Luke OpenEye Customer Support


am1bcc = oequacpac.OEAM1BCCCharges()
am1bcc.SetPermissiveBCCs(True)

chargeEngine = oequacpac.OEELFCharges(am1bcc) chargeEngine.SetPercentage(10) chargeEngine.SetLimit(10)

oequacpac.OEAssignCharges(mol, chargeEngine)

davidlmobley commented 5 years ago

@j-wags I've tagged this as "priority:low" until we have an example where there is good chemistry but a missing BCC (I believe I've seen such examples in the past, but they are rare). I'm not that enthusiastic about removing barriers to people setting up molecules with bad chemistry.

I expect we WILL come across such examples eventually but I don't think there are any in the coverage set.

jchodera commented 5 years ago

I'm not that enthusiastic about removing barriers to people setting up molecules with bad chemistry.

We certainly want to be able to parameterize these molecules, though! And "nearly useful coverage" is one of our main selling points, so we don't want to handicap ourself here.

davidlmobley commented 5 years ago

We certainly want to be able to parameterize these molecules, though! And "nearly useful coverage" is one of our main selling points, so we don't want to handicap ourself here.

@jchodera what I'm saying is, if someone tries to simulate a molecule and/or protonation state which could never exist, we have at least two options: 1) Tell them it's chemistry which could never exist and stop, or 2) Extend the toolkit so it will allow people to blindly plunge ahead and produce useless results

The first of these sounds more useful to me.

Thus, until we have an example where we ACTUALLY HAVE missing BCCs for chemistry which is reasonable/should exist, it's more important that we have "sanity checks" for incoming molecules (see #61 ) than that we fix this issue.

Right now, we do not have a test case to test a fix to this issue -- that is to say, we don't have a molecule which we SHOULD be able to assign parameters to which we cannot parameterize because of a missing BCC. All we have are molecules which cannot exist and therefore we don't care about parameterizing.

davidlmobley commented 5 years ago

To say that another way, I see our goal is to be able to parameterize all (organic) compounds anyone might reasonably want to consider. We aren't particularly concerned about our coverage of chemical space that could never possibly exist -- we have our hands full enough covering chemical space which does or could reasonably exist without having to worry about, say, carbon with six bonds, or nitrogen with five bonds, or...

jchodera commented 5 years ago

Do we want to have a "safe mode" for default application, and an "unsafe mode" for maximum coverage?
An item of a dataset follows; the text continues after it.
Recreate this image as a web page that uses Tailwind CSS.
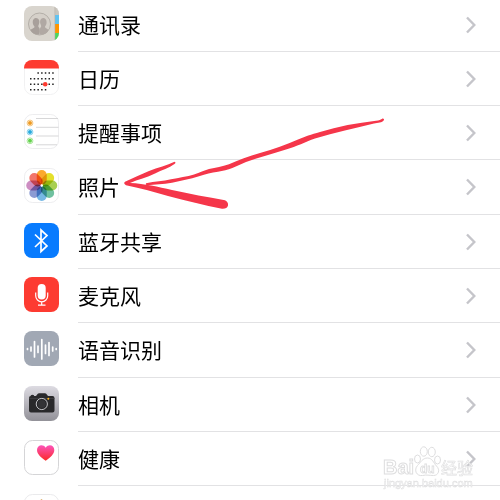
<!DOCTYPE html>
<html lang="zh-CN">
<head>
    <meta charset="UTF-8">
    <meta name="viewport" content="width=device-width, initial-scale=1.0">
    <script src="https://cdn.jsdelivr.net/npm/@tailwindcss/browser@4"></script>
    <title>隐私</title>
</head>
<body class="bg-white text-black font-['Noto_Sans_CJK_SC',sans-serif]">

<main class="relative h-screen overflow-hidden">
    <!-- the list is scrolled slightly past its top -->
    <nav class="-mt-0.5 text-[21px] leading-8">

        <!-- contacts -->
        <a href="#contacts" class="flex h-[54px] pl-6">
            <span class="flex items-center w-[54px] shrink-0 pb-1">
                <svg class="size-[35px]" viewBox="0 0 35 35" aria-hidden="true">
                    <defs><clipPath id="tile"><rect width="35" height="35" rx="8"/></clipPath></defs>
                    <g clip-path="url(#tile)">
                        <rect width="35" height="35" fill="#d9d5ce"/>
                        <rect x="31" width="4" height="9" fill="#c9c5bd"/>
                        <rect x="31" y="9" width="4" height="9" fill="#5fc3f2"/>
                        <rect x="31" y="18" width="4" height="9" fill="#ff9500"/>
                        <rect x="31" y="27" width="4" height="8" fill="#4cd55f"/>
                        <path d="M30.8 0V35" stroke="#b5b0a8" stroke-width=".6"/>
                    </g>
                    <circle cx="15.5" cy="18" r="11" fill="#d5d0c9" stroke="#aaa49e" stroke-width=".8"/>
                    <path d="M6.5 24c1.500-1.800 4-1.500 4-3.500-2.200-2-2.800-7.500 1-8.500 4-.3 4.500 4 3.300 6.500-.7 1.500-.6 2.500.2 3 1 .8 1 4.500.5 7-4 .5-7.500-1-9-4.500z" fill="#a8a09b"/>
                    <path d="M24.500 24c-1.500-1.800-3.500-1.500-3.500-3.500 2.200-2 2.500-7.500-1.300-8.500-3.700-.3-4.200 4-3 6.500.7 1.500.6 2.500-.2 3-.8.8-.8 4.500-.3 7 4 .3 7.300-1 8.300-4.500z" fill="#b0a8a3"/>
                </svg>
            </span>
            <span class="flex grow items-center justify-between border-b border-[#e2e2e4] pr-6">
                <span class="pb-0.5">通讯录</span>
                <svg class="h-[18px] w-[10px]" viewBox="0 0 10 18" fill="none" stroke="#c5c5ca" stroke-width="2.400" aria-hidden="true"><path d="M1 1.500L8.300 9 1 16.500"/></svg>
            </span>
        </a>

        <!-- calendar -->
        <a href="#calendar" class="flex h-[54px] pl-6">
            <span class="flex items-center w-[54px] shrink-0 pb-1">
                <svg class="size-[35px]" viewBox="0 0 35 35" aria-hidden="true">
                    <rect x=".5" y=".5" width="34" height="34" rx="8" fill="#fff" stroke="#eeeeef" stroke-width=".8"/>
                    <path d="M0 8.500V8a8 8 0 0 1 8-8h19a8 8 0 0 1 8 8v.5z" fill="#fd3b30"/>
                    <g stroke="#222" stroke-width="1.500" stroke-dasharray="1.500 2.200">
                        <path d="M13.400 13H30"/>
                        <path d="M6 18.700H30"/>
                        <path d="M6 24.200H30"/>
                        <path d="M6 29.700H23"/>
                    </g>
                    <circle cx="21.200" cy="24.200" r="2.300" fill="#fd3b30"/>
                </svg>
            </span>
            <span class="flex grow items-center justify-between border-b border-[#e2e2e4] pr-6">
                <span class="pb-0.5">日历</span>
                <svg class="h-[18px] w-[10px]" viewBox="0 0 10 18" fill="none" stroke="#c5c5ca" stroke-width="2.400" aria-hidden="true"><path d="M1 1.500L8.300 9 1 16.500"/></svg>
            </span>
        </a>

        <!-- reminders -->
        <a href="#reminders" class="flex h-[54px] pl-6">
            <span class="flex items-center w-[54px] shrink-0 pb-1">
                <svg class="size-[35px]" viewBox="0 0 35 35" aria-hidden="true">
                    <rect x=".5" y=".5" width="34" height="34" rx="8" fill="#fff" stroke="#e9e9eb" stroke-width=".8"/>
                    <path d="M12 4.500H34M12 13.300H34.500M12 22H34.500M12 30.800H33" stroke="#d2d2d4" stroke-width=".9"/>
                    <g fill="none" stroke-width=".8">
                        <circle cx="6" cy="9" r="2.900" stroke="#f3b65d"/>
                        <circle cx="6" cy="18" r="2.900" stroke="#6cc7ea"/>
                        <circle cx="6" cy="26.800" r="2.900" stroke="#93e080"/>
                    </g>
                    <circle cx="6" cy="9" r="2" fill="#ee9a22"/>
                    <circle cx="6" cy="18" r="2" fill="#28aadd"/>
                    <circle cx="6" cy="26.800" r="2" fill="#63d24c"/>
                </svg>
            </span>
            <span class="flex grow items-center justify-between border-b border-[#e2e2e4] pr-6">
                <span class="pb-0.5">提醒事项</span>
                <svg class="h-[18px] w-[10px]" viewBox="0 0 10 18" fill="none" stroke="#c5c5ca" stroke-width="2.400" aria-hidden="true"><path d="M1 1.500L8.300 9 1 16.500"/></svg>
            </span>
        </a>

        <!-- photos -->
        <a href="#photos" class="flex h-[55px] pl-6">
            <span class="flex items-center w-[54px] shrink-0 pb-1">
                <svg class="size-[35px]" viewBox="0 0 35 35" aria-hidden="true">
                    <rect x=".5" y=".5" width="34" height="34" rx="8" fill="#fff" stroke="#e9e9eb" stroke-width=".8"/>
                    <g class="isolate">
                        <rect class="mix-blend-multiply" x="12.750" y="2" width="10" height="14.800" rx="5" fill="#fba92d"/>
                        <rect class="mix-blend-multiply" x="12.750" y="2" width="10" height="14.800" rx="5" fill="#e4e02c" transform="rotate(45 17.750 17.500)"/>
                        <rect class="mix-blend-multiply" x="12.750" y="2" width="10" height="14.800" rx="5" fill="#a8cf51" transform="rotate(90 17.750 17.500)"/>
                        <rect class="mix-blend-multiply" x="12.750" y="2" width="10" height="14.800" rx="5" fill="#70c1a0" transform="rotate(135 17.750 17.500)"/>
                        <rect class="mix-blend-multiply" x="12.750" y="2" width="10" height="14.800" rx="5" fill="#76b8e5" transform="rotate(180 17.750 17.500)"/>
                        <rect class="mix-blend-multiply" x="12.750" y="2" width="10" height="14.800" rx="5" fill="#8b9bd3" transform="rotate(225 17.750 17.500)"/>
                        <rect class="mix-blend-multiply" x="12.750" y="2" width="10" height="14.800" rx="5" fill="#cd8ec2" transform="rotate(270 17.750 17.500)"/>
                        <rect class="mix-blend-multiply" x="12.750" y="2" width="10" height="14.800" rx="5" fill="#f2766b" transform="rotate(315 17.750 17.500)"/>
                    </g>
                    <circle cx="17.750" cy="17.500" r="1.200" fill="#fff"/>
                </svg>
            </span>
            <span class="flex grow items-center justify-between border-b border-[#e2e2e4] pr-6">
                <span class="pb-0.5">照片</span>
                <svg class="h-[18px] w-[10px]" viewBox="0 0 10 18" fill="none" stroke="#c5c5ca" stroke-width="2.400" aria-hidden="true"><path d="M1 1.500L8.300 9 1 16.500"/></svg>
            </span>
        </a>

        <!-- bluetooth -->
        <a href="#bluetooth" class="flex h-[54px] pl-6">
            <span class="flex items-center w-[54px] shrink-0 pb-1">
                <svg class="size-[35px]" viewBox="0 0 35 35" aria-hidden="true">
                    <rect width="35" height="35" rx="8" fill="#087bfe"/>
                    <path d="M11 11.500l12 11.500-6 5.500V7l6 5.500L11 24" fill="none" stroke="#fff" stroke-width="1.700"/>
                </svg>
            </span>
            <span class="flex grow items-center justify-between border-b border-[#e2e2e4] pr-6">
                <span class="pb-0.5">蓝牙共享</span>
                <svg class="h-[18px] w-[10px]" viewBox="0 0 10 18" fill="none" stroke="#c5c5ca" stroke-width="2.400" aria-hidden="true"><path d="M1 1.500L8.300 9 1 16.500"/></svg>
            </span>
        </a>

        <!-- microphone -->
        <a href="#microphone" class="flex h-[54px] pl-6">
            <span class="flex items-center w-[54px] shrink-0 pb-1">
                <svg class="size-[35px]" viewBox="0 0 35 35" aria-hidden="true">
                    <rect width="35" height="35" rx="8" fill="#fd3b31"/>
                    <rect x="13.700" y="7" width="8" height="15.500" rx="4" fill="#fff"/>
                    <path d="M11.700 15.500v3.300a6 6 0 0 0 12 0v-3.300M17.700 25v3M14 28.200h7.500" fill="none" stroke="#fff" stroke-width="1.200"/>
                </svg>
            </span>
            <span class="flex grow items-center justify-between border-b border-[#e2e2e4] pr-6">
                <span class="pb-0.5">麦克风</span>
                <svg class="h-[18px] w-[10px]" viewBox="0 0 10 18" fill="none" stroke="#c5c5ca" stroke-width="2.400" aria-hidden="true"><path d="M1 1.500L8.300 9 1 16.500"/></svg>
            </span>
        </a>

        <!-- speech recognition -->
        <a href="#speech" class="flex h-[55px] pl-6">
            <span class="flex items-center w-[54px] shrink-0 pb-1">
                <svg class="size-[35px]" viewBox="0 0 35 35" aria-hidden="true">
                    <rect width="35" height="35" rx="8" fill="#a1a8b4"/>
                    <path d="M3.500 17.500v1M7 16v4M10.500 10.500v15.500M14 15v6.500M17.800 8.500v19.500M21.500 14v8.500M25 11.500v13M28.700 16v4M32.200 17.500v1" stroke="#fff" stroke-width="1.700" stroke-linecap="round"/>
                </svg>
            </span>
            <span class="flex grow items-center justify-between border-b border-[#e2e2e4] pr-6">
                <span class="pb-0.5">语音识别</span>
                <svg class="h-[18px] w-[10px]" viewBox="0 0 10 18" fill="none" stroke="#c5c5ca" stroke-width="2.400" aria-hidden="true"><path d="M1 1.500L8.300 9 1 16.500"/></svg>
            </span>
        </a>

        <!-- camera -->
        <a href="#camera" class="flex h-[54px] pl-6">
            <span class="flex items-center w-[54px] shrink-0 pb-1">
                <svg class="size-[35px]" viewBox="0 0 35 35" aria-hidden="true">
                    <defs>
                        <linearGradient id="silver" x2="0" y2="1"><stop stop-color="#dddbe2"/><stop offset="1" stop-color="#929198"/></linearGradient>
                    </defs>
                    <rect width="35" height="35" rx="8" fill="url(#silver)"/>
                    <path d="M5 12q0-1.800 1.800-2v-.8q1.600-.8 3.200 0v.8h2l1.800-2.300q.4-.5 1.200-.5h6q.8 0 1.200.5l1.800 2.300h4.500q2 0 2 2v12.500q0 2-2 2H7q-2 0-2-2z" fill="#29292b"/>
                    <path d="M5 12.500h25.500" stroke="#48484b" stroke-width=".6"/>
                    <circle cx="17.800" cy="18" r="5.600" fill="#262628" stroke="#c4c4c8" stroke-width="1"/>
                    <circle cx="17.800" cy="18" r="4" fill="#333336"/>
                    <circle cx="24.300" cy="12.700" r="1" fill="#ffb51c"/>
                </svg>
            </span>
            <span class="flex grow items-center justify-between border-b border-[#e2e2e4] pr-6">
                <span class="pb-0.5">相机</span>
                <svg class="h-[18px] w-[10px]" viewBox="0 0 10 18" fill="none" stroke="#c5c5ca" stroke-width="2.400" aria-hidden="true"><path d="M1 1.500L8.300 9 1 16.500"/></svg>
            </span>
        </a>

        <!-- health -->
        <a href="#health" class="flex h-[54px] pl-6">
            <span class="flex items-center w-[54px] shrink-0 pb-1">
                <svg class="size-[35px]" viewBox="0 0 35 35" aria-hidden="true">
                    <defs>
                        <linearGradient id="heart" x2="0" y2="1"><stop stop-color="#fc54ba"/><stop offset="1" stop-color="#fb2826"/></linearGradient>
                    </defs>
                    <rect x=".5" y=".5" width="34" height="34" rx="8" fill="#fff" stroke="#d5d5d7"/>
                    <path d="M21.700 20.800C17 17.500 13 14 13 10c0-5 6-6.300 8.700-2.300C24.400 3.700 30.300 5 30.300 10c0 4-3.900 7.500-8.600 10.800z" fill="url(#heart)"/>
                </svg>
            </span>
            <span class="flex grow items-center justify-between border-b border-[#e2e2e4] pr-6">
                <span class="pb-0.5">健康</span>
                <svg class="h-[18px] w-[10px]" viewBox="0 0 10 18" fill="none" stroke="#c5c5ca" stroke-width="2.400" aria-hidden="true"><path d="M1 1.500L8.300 9 1 16.500"/></svg>
            </span>
        </a>

        <!-- homekit, only its top edge is in view -->
        <a href="#homekit" aria-label="HomeKit" class="flex h-[54px] pl-6">
            <span class="flex items-center w-[54px] shrink-0 pb-1">
                <svg class="size-[35px]" viewBox="0 0 35 35" aria-hidden="true">
                    <rect x=".5" y=".5" width="34" height="34" rx="8" fill="#fff" stroke="#e5e5e7" stroke-width=".8"/>
                    <path d="M17.500 5L5 16h3v13h19V16h3z" fill="#d9a860"/>
                </svg>
            </span>
        </a>
    </nav>

    <!-- hand drawn arrow pointing at the photos row -->
    <svg class="pointer-events-none absolute left-[120px] top-[110px] h-[104px] w-[270px]" viewBox="120 110 270 104" fill="#f5364a" aria-hidden="true">
        <path d="M146 183.200C155 181.300 163 181.500 171 179.300C179 177.800 187 176.500 194 174.500C200 172.500 204 170.500 209 169C216 168 222 166.500 229 164.300C238 160 249 156 260 153C274 149 286 145 298 139.500C305 136.500 311 134.500 320 132C338 126.500 357 123 376 120.800C379 120.500 381 119.500 382.500 118.500Q384.500 118.300 384 120C382 123 378 122.500 374 123.500C355 128 335 132.500 315 138.500C305 142 297 146.500 286 149.500C273 153.500 260 157 246 162C237 166 228 170.500 218 171.700C211 172.300 206 174 199 176.300C190 179 181 181 172 182.800C163 184.500 155 184.500 147 185.200Q145 184.500 146 183.200Z"/>
        <path d="M174.500 161.800Q176.500 162.500 174.500 164C169 168 162 170 155 173.500C147 177.500 138 179.500 130 183C145 183.500 158 187 172 190C190 194 207 197 225 200.300Q228.500 202 228 205.500Q227 209 222 208.700C204 205.500 186 200.500 168 196C154 192 139 188 126 185.300Q123 183.500 125 181.800C133 178 141 174.500 149 171C158 167.500 167 165.500 174.500 161.800Z"/>
    </svg>

    <!-- watermark -->
    <svg class="pointer-events-none absolute bottom-1 right-6 h-[54px] w-[96px]" viewBox="380 442 96 54" fill="#fff" fill-opacity=".8" stroke="#dededf" stroke-width="1" font-family="Liberation Sans, Noto Sans CJK SC, sans-serif">
        <ellipse cx="417.500" cy="459" rx="3" ry="4"/>
        <ellipse cx="423.800" cy="451.500" rx="3.500" ry="4.700"/>
        <ellipse cx="431.800" cy="452" rx="3.500" ry="4.700"/>
        <ellipse cx="437.500" cy="460" rx="3" ry="4"/>
        <path d="M427.500 458c5 0 6 5 9 8 4 4 2 9.500-3 9.500-4 0-7-1-11 0-6 1-9-5.500-5-10 3-3 5-7.500 10-7.500z"/>
        <text x="383" y="474" font-size="20" font-weight="bold">Bai</text>
        <text x="420" y="473" font-size="12" font-weight="bold" stroke-width=".8">du</text>
        <text x="441" y="474" font-size="16" stroke-width=".6">经验</text>
        <text x="384" y="487" font-size="11" stroke-width=".5">jingyan.baidu.com</text>
    </svg>
</main>

</body>
</html>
davidlmobley commented 5 years ago

Do you have a use case example of where you would want the unsafe mode?

mattwthompson commented 2 years ago

This molecule can be assigned charges in the current infrastructure, either by using the ELF10 variant with OpenEye or the RDKit/AmberTools code path. The specific issue of using non-ELF10 AM1BCC (i.e. oequacpac.OEAM1BCCCharges) remains and seems to be an actual behavior issue with the underlying toolkit (?).

from openff.toolkit.typing.engines.smirnoff import ForceField
from openff.toolkit.topology import Molecule
from openff.toolkit.topology import Topology
from openff.toolkit.utils.exceptions import UnassignedBondParameterException
from openff.toolkit.utils import (
    ToolkitRegistry,
    RDKitToolkitWrapper,
    AmberToolsToolkitWrapper,
    OpenEyeToolkitWrapper,
)

molecule = Molecule.from_file("27_C2H3O3.mol2")

forcefield = ForceField("smirnoff99Frosst_experimental.offxml")

try:
    system = forcefield.create_openmm_system(molecule.to_topology())
except UnassignedBondParameterException:
    print("Still can't parameterize that O-O bond")

# These cases each work
molecule.assign_partial_charges(
    partial_charge_method="am1bccelf10",
    toolkit_registry=OpenEyeToolkitWrapper(),
)
molecule.assign_partial_charges(
    partial_charge_method="am1bcc",
    toolkit_registry=ToolkitRegistry([RDKitToolkitWrapper(), AmberToolsToolkitWrapper()]),
)

# This one still fails - but is somewhat obtuse
molecule.assign_partial_charges(
    partial_charge_method="am1bcc",
    toolkit_registry=OpenEyeToolkitWrapper(),
)
Still can't parameterize that O-O bond
Traceback (most recent call last):
  File "reproduce.py", line 22, in <module>
    molecule.assign_partial_charges(
  File "/Users/mwt/software/openforcefield/openff/toolkit/topology/molecule.py", line 3648, in assign_partial_charges
    toolkit.assign_partial_charges(
  File "/Users/mwt/software/openforcefield/openff/toolkit/utils/openeye_wrapper.py", line 2089, in assign_partial_charges
    raise ChargeCalculationError(
openff.toolkit.utils.exceptions.ChargeCalculationError: Unable to assign charges: Warning: BCIChargeCorrector: BCI charge corrections for mol
Warning:                     missing bcc parameter for the O3-O5 bond (BCIType 310931)
Warning: Unable to assign all BCCs in

This issue is old without movement and advocating for some out-of-spec behavior so I'm going to close it. Presumably this idea can be revived if somebody wants to pitch this behavior (falling back from AM1BCC to just AM1 in cases of strange enough chemistry that no BCCs are found) as a spec change.